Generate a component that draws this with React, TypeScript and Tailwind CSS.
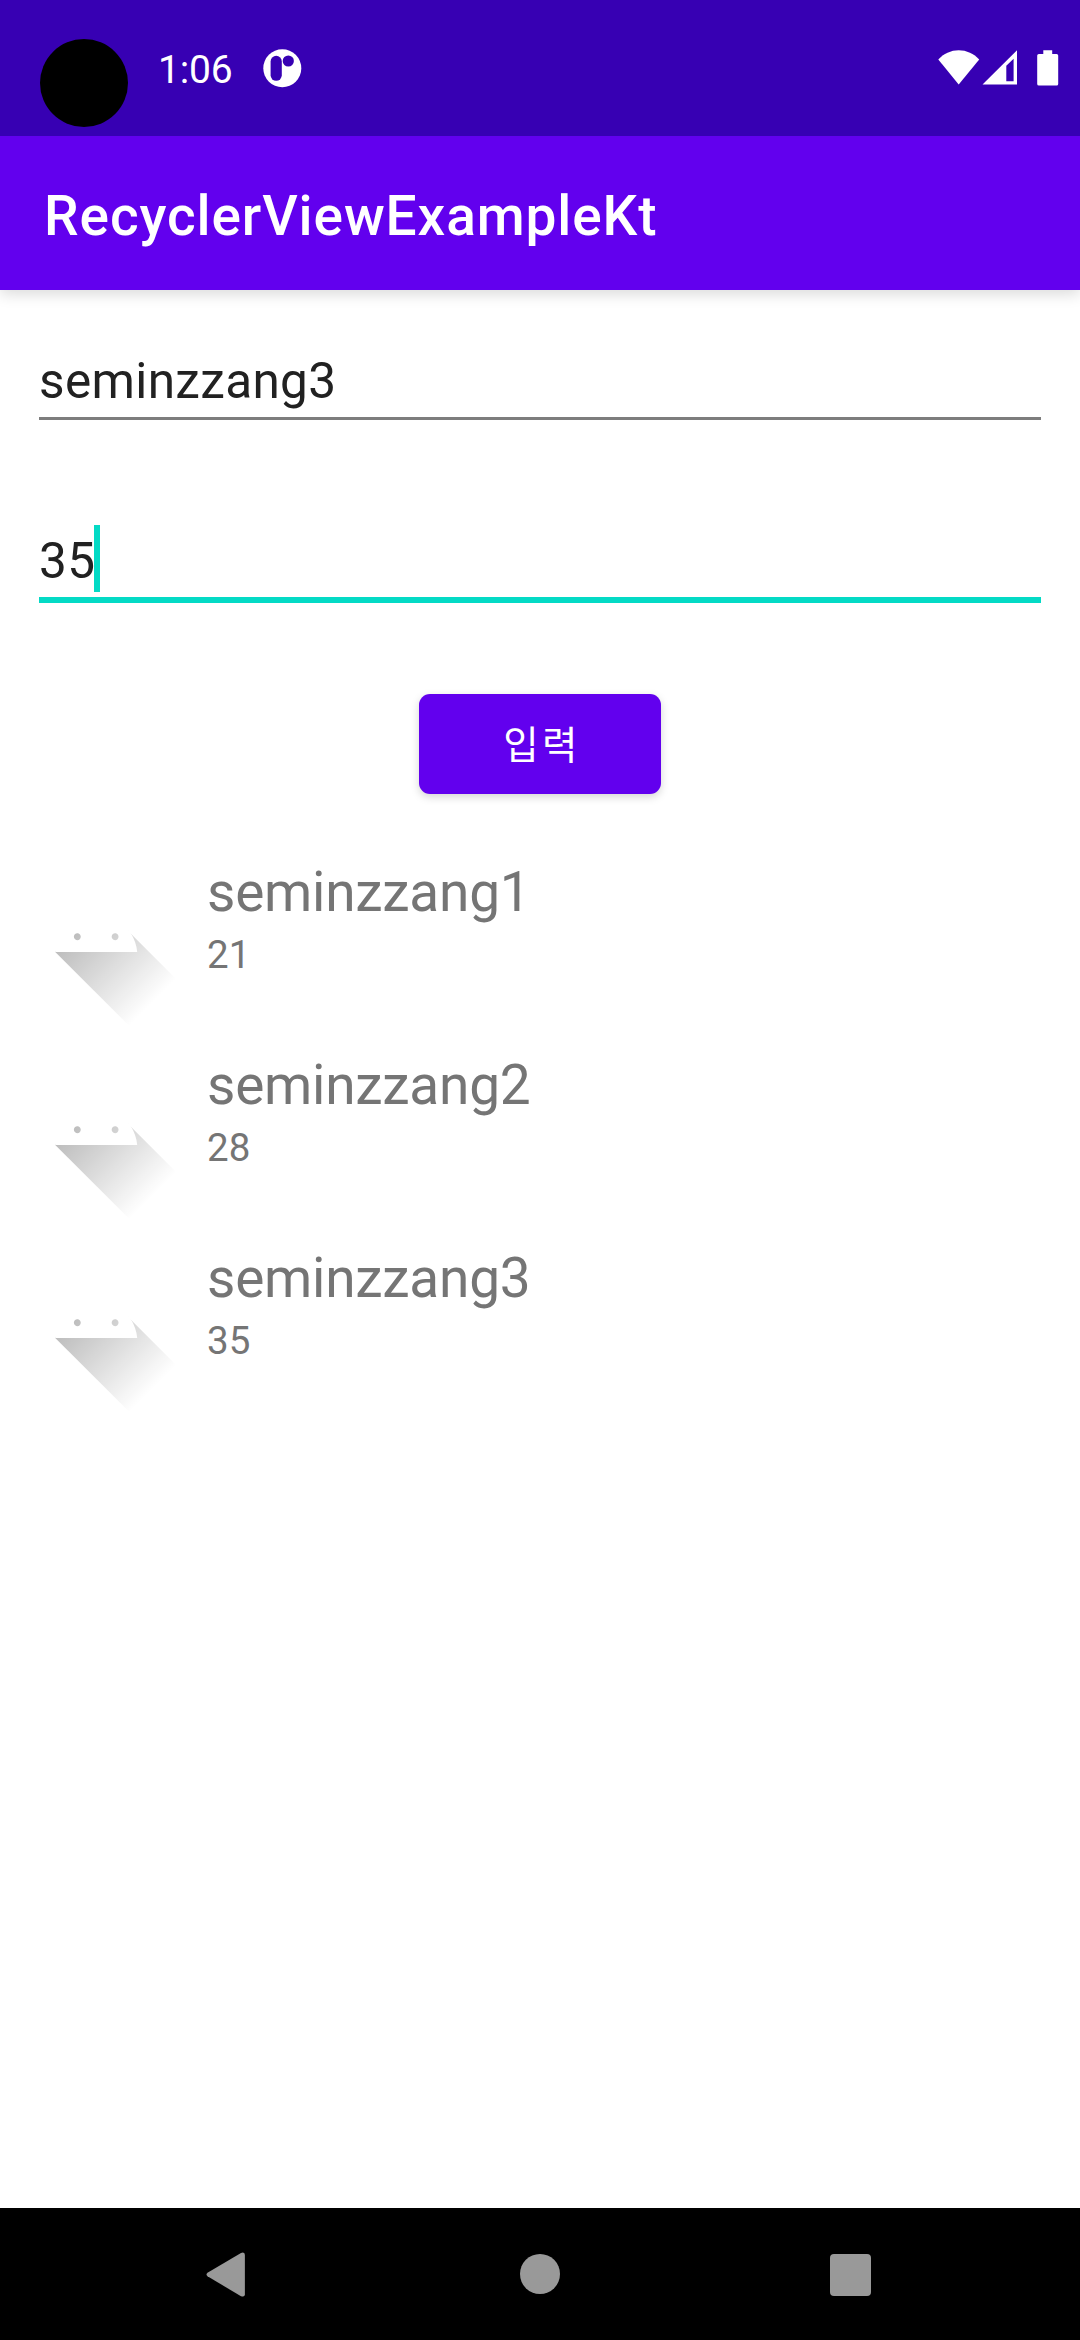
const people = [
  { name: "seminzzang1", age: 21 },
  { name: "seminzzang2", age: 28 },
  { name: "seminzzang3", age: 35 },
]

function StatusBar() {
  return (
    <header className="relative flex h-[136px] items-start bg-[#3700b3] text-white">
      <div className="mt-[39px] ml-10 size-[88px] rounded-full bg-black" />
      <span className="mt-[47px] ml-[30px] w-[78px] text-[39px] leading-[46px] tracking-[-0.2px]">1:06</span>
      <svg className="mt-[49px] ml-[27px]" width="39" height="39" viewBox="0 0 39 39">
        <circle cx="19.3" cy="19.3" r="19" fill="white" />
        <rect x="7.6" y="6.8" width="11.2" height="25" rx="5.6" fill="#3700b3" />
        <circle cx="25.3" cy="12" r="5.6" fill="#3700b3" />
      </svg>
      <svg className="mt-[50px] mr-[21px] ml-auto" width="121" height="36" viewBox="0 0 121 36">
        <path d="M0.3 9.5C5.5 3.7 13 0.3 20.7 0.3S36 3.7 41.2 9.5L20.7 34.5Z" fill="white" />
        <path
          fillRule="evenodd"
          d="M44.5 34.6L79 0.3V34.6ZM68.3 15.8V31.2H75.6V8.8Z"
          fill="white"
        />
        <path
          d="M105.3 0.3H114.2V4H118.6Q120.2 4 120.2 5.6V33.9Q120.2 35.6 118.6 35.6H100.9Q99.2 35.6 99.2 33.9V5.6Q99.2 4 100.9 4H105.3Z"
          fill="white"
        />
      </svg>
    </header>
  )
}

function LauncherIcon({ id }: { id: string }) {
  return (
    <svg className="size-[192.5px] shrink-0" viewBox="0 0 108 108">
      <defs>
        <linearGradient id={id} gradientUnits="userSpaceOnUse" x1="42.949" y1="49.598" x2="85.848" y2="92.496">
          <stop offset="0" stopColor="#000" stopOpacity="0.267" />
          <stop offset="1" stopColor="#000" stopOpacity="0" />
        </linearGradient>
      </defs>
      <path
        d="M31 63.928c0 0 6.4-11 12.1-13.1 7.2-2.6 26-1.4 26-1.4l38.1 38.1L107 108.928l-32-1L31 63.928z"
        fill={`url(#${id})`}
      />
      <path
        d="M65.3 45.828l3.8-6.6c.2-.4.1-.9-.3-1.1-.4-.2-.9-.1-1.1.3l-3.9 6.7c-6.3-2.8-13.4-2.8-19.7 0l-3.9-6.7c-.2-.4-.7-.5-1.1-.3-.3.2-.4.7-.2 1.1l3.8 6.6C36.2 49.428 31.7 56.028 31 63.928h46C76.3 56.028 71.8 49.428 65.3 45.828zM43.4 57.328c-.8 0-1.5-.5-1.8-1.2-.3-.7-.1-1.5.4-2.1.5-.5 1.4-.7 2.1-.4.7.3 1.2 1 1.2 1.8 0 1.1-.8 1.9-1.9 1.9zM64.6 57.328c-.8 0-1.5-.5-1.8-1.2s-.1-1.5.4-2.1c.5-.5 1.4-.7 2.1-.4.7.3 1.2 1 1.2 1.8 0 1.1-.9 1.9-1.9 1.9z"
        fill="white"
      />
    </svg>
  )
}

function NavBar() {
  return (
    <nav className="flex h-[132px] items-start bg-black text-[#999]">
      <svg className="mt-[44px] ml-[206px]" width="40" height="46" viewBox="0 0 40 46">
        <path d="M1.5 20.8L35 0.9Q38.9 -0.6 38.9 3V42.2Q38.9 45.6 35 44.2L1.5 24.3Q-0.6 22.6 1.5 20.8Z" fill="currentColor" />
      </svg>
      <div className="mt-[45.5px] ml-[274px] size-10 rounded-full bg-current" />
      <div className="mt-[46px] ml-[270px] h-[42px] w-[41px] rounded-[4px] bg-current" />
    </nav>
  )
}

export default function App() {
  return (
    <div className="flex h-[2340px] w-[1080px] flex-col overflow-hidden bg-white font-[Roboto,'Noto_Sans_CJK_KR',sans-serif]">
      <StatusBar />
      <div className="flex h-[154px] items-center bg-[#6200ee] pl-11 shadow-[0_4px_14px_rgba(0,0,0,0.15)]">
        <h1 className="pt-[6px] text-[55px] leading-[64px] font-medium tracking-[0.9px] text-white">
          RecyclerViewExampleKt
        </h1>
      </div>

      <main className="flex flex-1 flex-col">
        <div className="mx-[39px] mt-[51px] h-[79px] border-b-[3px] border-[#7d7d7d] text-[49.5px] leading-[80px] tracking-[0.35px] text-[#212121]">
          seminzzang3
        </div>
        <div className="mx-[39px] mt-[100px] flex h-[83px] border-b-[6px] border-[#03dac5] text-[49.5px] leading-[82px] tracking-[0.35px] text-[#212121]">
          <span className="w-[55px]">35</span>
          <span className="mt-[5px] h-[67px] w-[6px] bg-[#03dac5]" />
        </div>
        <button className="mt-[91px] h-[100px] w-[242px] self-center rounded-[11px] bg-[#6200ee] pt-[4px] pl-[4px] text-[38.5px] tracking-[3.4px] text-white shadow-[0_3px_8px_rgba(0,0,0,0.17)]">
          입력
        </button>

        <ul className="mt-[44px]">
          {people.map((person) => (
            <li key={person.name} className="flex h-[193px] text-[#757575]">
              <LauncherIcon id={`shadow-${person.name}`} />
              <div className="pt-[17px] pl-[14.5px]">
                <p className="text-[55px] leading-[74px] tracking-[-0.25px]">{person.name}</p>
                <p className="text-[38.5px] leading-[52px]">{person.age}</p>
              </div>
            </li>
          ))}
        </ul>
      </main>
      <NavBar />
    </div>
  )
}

+ + + + +

GOAL:
Copy each line above precisely, dropping the pictures.

RESULT OF THIS TASK:
Generate a component that draws this with React, TypeScript and Tailwind CSS.
const people = [
  { name: "seminzzang1", age: 21 },
  { name: "seminzzang2", age: 28 },
  { name: "seminzzang3", age: 35 },
]

function StatusBar() {
  return (
    <header className="relative flex h-[136px] items-start bg-[#3700b3] text-white">
      <div className="mt-[39px] ml-10 size-[88px] rounded-full bg-black" />
      <span className="mt-[47px] ml-[30px] w-[78px] text-[39px] leading-[46px] tracking-[-0.2px]">1:06</span>
      <svg className="mt-[49px] ml-[27px]" width="39" height="39" viewBox="0 0 39 39">
        <circle cx="19.3" cy="19.3" r="19" fill="white" />
        <rect x="7.6" y="6.8" width="11.2" height="25" rx="5.6" fill="#3700b3" />
        <circle cx="25.3" cy="12" r="5.6" fill="#3700b3" />
      </svg>
      <svg className="mt-[50px] mr-[21px] ml-auto" width="121" height="36" viewBox="0 0 121 36">
        <path d="M0.3 9.5C5.5 3.7 13 0.3 20.7 0.3S36 3.7 41.2 9.5L20.7 34.5Z" fill="white" />
        <path
          fillRule="evenodd"
          d="M44.5 34.6L79 0.3V34.6ZM68.3 15.8V31.2H75.6V8.8Z"
          fill="white"
        />
        <path
          d="M105.3 0.3H114.2V4H118.6Q120.2 4 120.2 5.6V33.9Q120.2 35.6 118.6 35.6H100.9Q99.2 35.6 99.2 33.9V5.6Q99.2 4 100.9 4H105.3Z"
          fill="white"
        />
      </svg>
    </header>
  )
}

function LauncherIcon({ id }: { id: string }) {
  return (
    <svg className="size-[192.5px] shrink-0" viewBox="0 0 108 108">
      <defs>
        <linearGradient id={id} gradientUnits="userSpaceOnUse" x1="42.949" y1="49.598" x2="85.848" y2="92.496">
          <stop offset="0" stopColor="#000" stopOpacity="0.267" />
          <stop offset="1" stopColor="#000" stopOpacity="0" />
        </linearGradient>
      </defs>
      <path
        d="M31 63.928c0 0 6.4-11 12.1-13.1 7.2-2.6 26-1.4 26-1.4l38.1 38.1L107 108.928l-32-1L31 63.928z"
        fill={`url(#${id})`}
      />
      <path
        d="M65.3 45.828l3.8-6.6c.2-.4.1-.9-.3-1.1-.4-.2-.9-.1-1.1.3l-3.9 6.7c-6.3-2.8-13.4-2.8-19.7 0l-3.9-6.7c-.2-.4-.7-.5-1.1-.3-.3.2-.4.7-.2 1.1l3.8 6.6C36.2 49.428 31.7 56.028 31 63.928h46C76.3 56.028 71.8 49.428 65.3 45.828zM43.4 57.328c-.8 0-1.5-.5-1.8-1.2-.3-.7-.1-1.5.4-2.1.5-.5 1.4-.7 2.1-.4.7.3 1.2 1 1.2 1.8 0 1.1-.8 1.9-1.9 1.9zM64.6 57.328c-.8 0-1.5-.5-1.8-1.2s-.1-1.5.4-2.1c.5-.5 1.4-.7 2.1-.4.7.3 1.2 1 1.2 1.8 0 1.1-.9 1.9-1.9 1.9z"
        fill="white"
      />
    </svg>
  )
}

function NavBar() {
  return (
    <nav className="flex h-[132px] items-start bg-black text-[#999]">
      <svg className="mt-[44px] ml-[206px]" width="40" height="46" viewBox="0 0 40 46">
        <path d="M1.5 20.8L35 0.9Q38.9 -0.6 38.9 3V42.2Q38.9 45.6 35 44.2L1.5 24.3Q-0.6 22.6 1.5 20.8Z" fill="currentColor" />
      </svg>
      <div className="mt-[45.5px] ml-[274px] size-10 rounded-full bg-current" />
      <div className="mt-[46px] ml-[270px] h-[42px] w-[41px] rounded-[4px] bg-current" />
    </nav>
  )
}

export default function App() {
  return (
    <div className="flex h-[2340px] w-[1080px] flex-col overflow-hidden bg-white font-[Roboto,'Noto_Sans_CJK_KR',sans-serif]">
      <StatusBar />
      <div className="flex h-[154px] items-center bg-[#6200ee] pl-11 shadow-[0_4px_14px_rgba(0,0,0,0.15)]">
        <h1 className="pt-[6px] text-[55px] leading-[64px] font-medium tracking-[0.9px] text-white">
          RecyclerViewExampleKt
        </h1>
      </div>

      <main className="flex flex-1 flex-col">
        <div className="mx-[39px] mt-[51px] h-[79px] border-b-[3px] border-[#7d7d7d] text-[49.5px] leading-[80px] tracking-[0.35px] text-[#212121]">
          seminzzang3
        </div>
        <div className="mx-[39px] mt-[100px] flex h-[83px] border-b-[6px] border-[#03dac5] text-[49.5px] leading-[82px] tracking-[0.35px] text-[#212121]">
          <span className="w-[55px]">35</span>
          <span className="mt-[5px] h-[67px] w-[6px] bg-[#03dac5]" />
        </div>
        <button className="mt-[91px] h-[100px] w-[242px] self-center rounded-[11px] bg-[#6200ee] pt-[4px] pl-[4px] text-[38.5px] tracking-[3.4px] text-white shadow-[0_3px_8px_rgba(0,0,0,0.17)]">
          입력
        </button>

        <ul className="mt-[44px]">
          {people.map((person) => (
            <li key={person.name} className="flex h-[193px] text-[#757575]">
              <LauncherIcon id={`shadow-${person.name}`} />
              <div className="pt-[17px] pl-[14.5px]">
                <p className="text-[55px] leading-[74px] tracking-[-0.25px]">{person.name}</p>
                <p className="text-[38.5px] leading-[52px]">{person.age}</p>
              </div>
            </li>
          ))}
        </ul>
      </main>
      <NavBar />
    </div>
  )
}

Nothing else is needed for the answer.